Negligence Flashcards
Negligence
To Oversimplify, is carelessness. In order to prove right of recovery. 1.) that the defendant owed the plaintiff a duty of due care 2.) that the defendant breached that duty of due care 3.) that the defendant’s breach proximately caused the injury 4.) That the plaintiff suffered injury
Duty
As a general rule, it may be said that we we each owe a duty to every person who we can reasonably foresee might be injured by our carelessness
Other parameters for a careless actor’s duty
a.) the foreseeability of harm to plaintiff, b.) the degree of certainty that the plaintiff suffered injury c.) the closeness of the connection between the defendant’s conduct and the injury suffered d.) the moral blame attached to the defendant’s conduct e.) the policy of preventing future harm f.) the extent to which the burden of the defendant and consequences to the community of imposing a duty to exercise case with resulting liability, and the g.) the availability, cost and prevalence of insurance for the risk involved.
Duty of Landowners
Trespassers may sue only for intentional torts, licensees may also sue for hidden dangers they should have been warned od and invitees may sue under the ordinary rules of negligence
Breach of Duty
To be liable for negligence, a defendant must breach an existing duty. A breach occurs when the defendant fails to exercise the same care as a “reasonable person under similar circumstances” would have exercised. This hypothetical “reasonable person/man” standard can be fairly strict because of a jury’s tendency to use 20/20 hindsight.
Negligence Per Se
That is, if the plaintiff can show that he or she is within the class of persons that the statute was meant to protect and the harm sustained was the type the statute was designed to prevent, the issue of breach of due case is conclusively resolve agaist the defendant.
Proximate Cause
Means direct cause, a direct causal connection between the defendant’s act of carelessness and the plaintiff’s injury.
Legal Cause
Requires: 1.) Causation in fact. In other words, can we say “but for” the defendant’s act the injuries would not have happened? 2.) Reasonable Foreseeability. Factual causation + reasonable foreseeability will establish legal causation.
Substantial Factor
Some courts addressing the “causation in fact” element stress that the defendant’s carelessness must be a substantial factor in bringing about the injury.

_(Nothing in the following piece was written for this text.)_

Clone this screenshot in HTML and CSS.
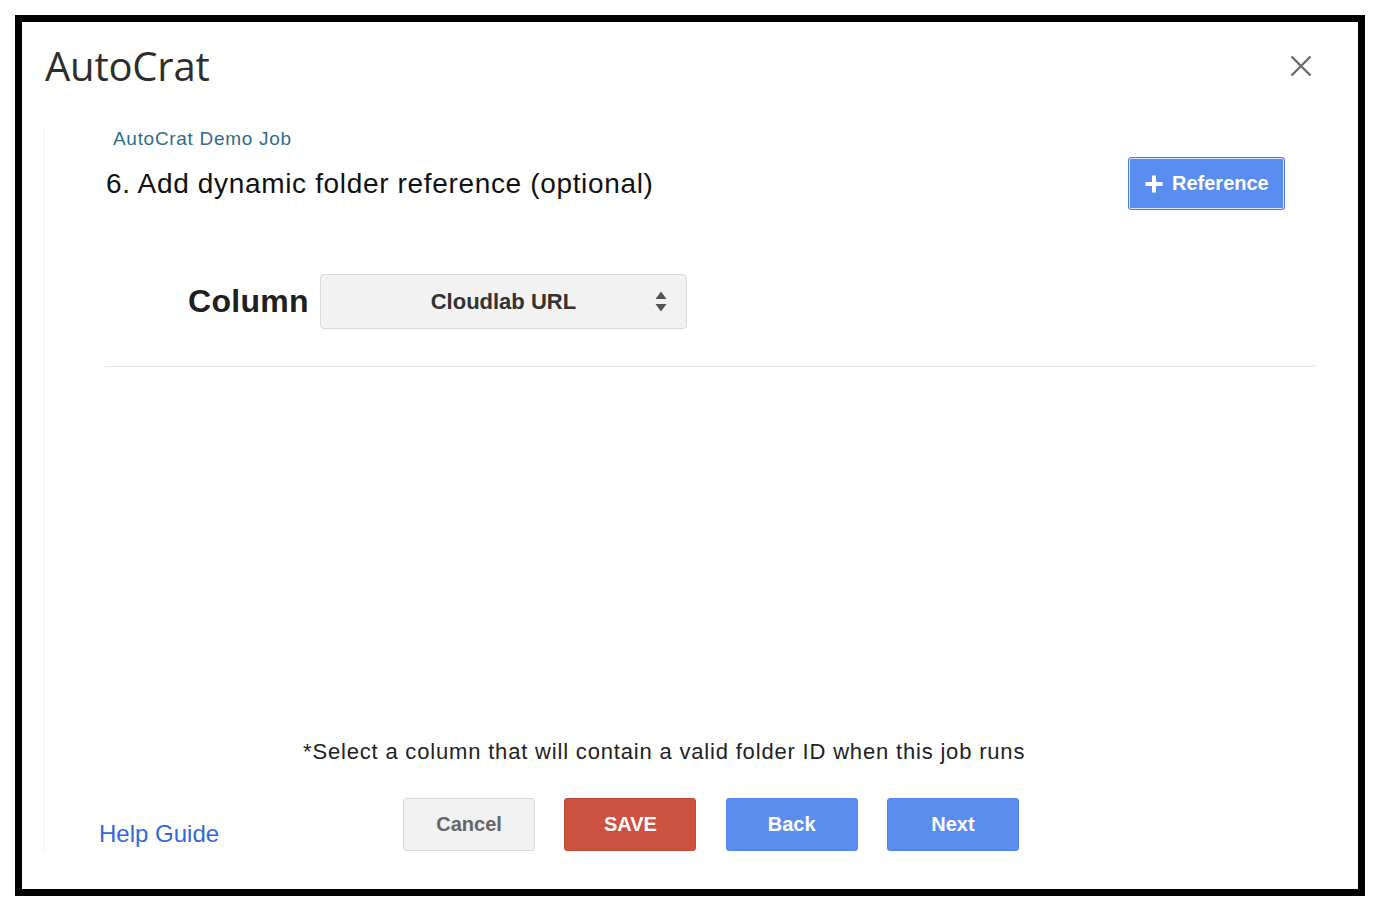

Independent Intervening Cause
Emanates from a third party or source to disrupt the causal connection between the defendant’s careless act and the plaintiff’s injury.
“You take your victims as you find them”
You drive negligently, cause a crash. If the other driver had no preexisting condition, he or she wouldn’t have been hurt badly. But he had a bad heart, hemophilia, damaged immune system (from chemotherapy or other reasons), etc. This causes his harm to be much worse than if she had not had such a condition. Are you liable for the greater harm resulting from his having had the condition? Yes.
Injury
Courts have been reluctant to allow recovery for emotional distress on grounds that such injuries are too intangible. Recovery allowed primarily for injury to person or property.
Bystander Recovery
1.) Whether the plaintiff was located near the scened of the accident 2.) Whether the emotional shock resulted from a contemporaneous perception of the accident and 3.) whether the plaintiff and the victim were closely related.
Comparative Fault
In the plaintiff is guilty of fault that contributed to the accident, a defense may exist. Under the old system of Contributory negligence, a plaintiff who was guilty of carelessness that contributed in any material way to the accident was barred from recovery.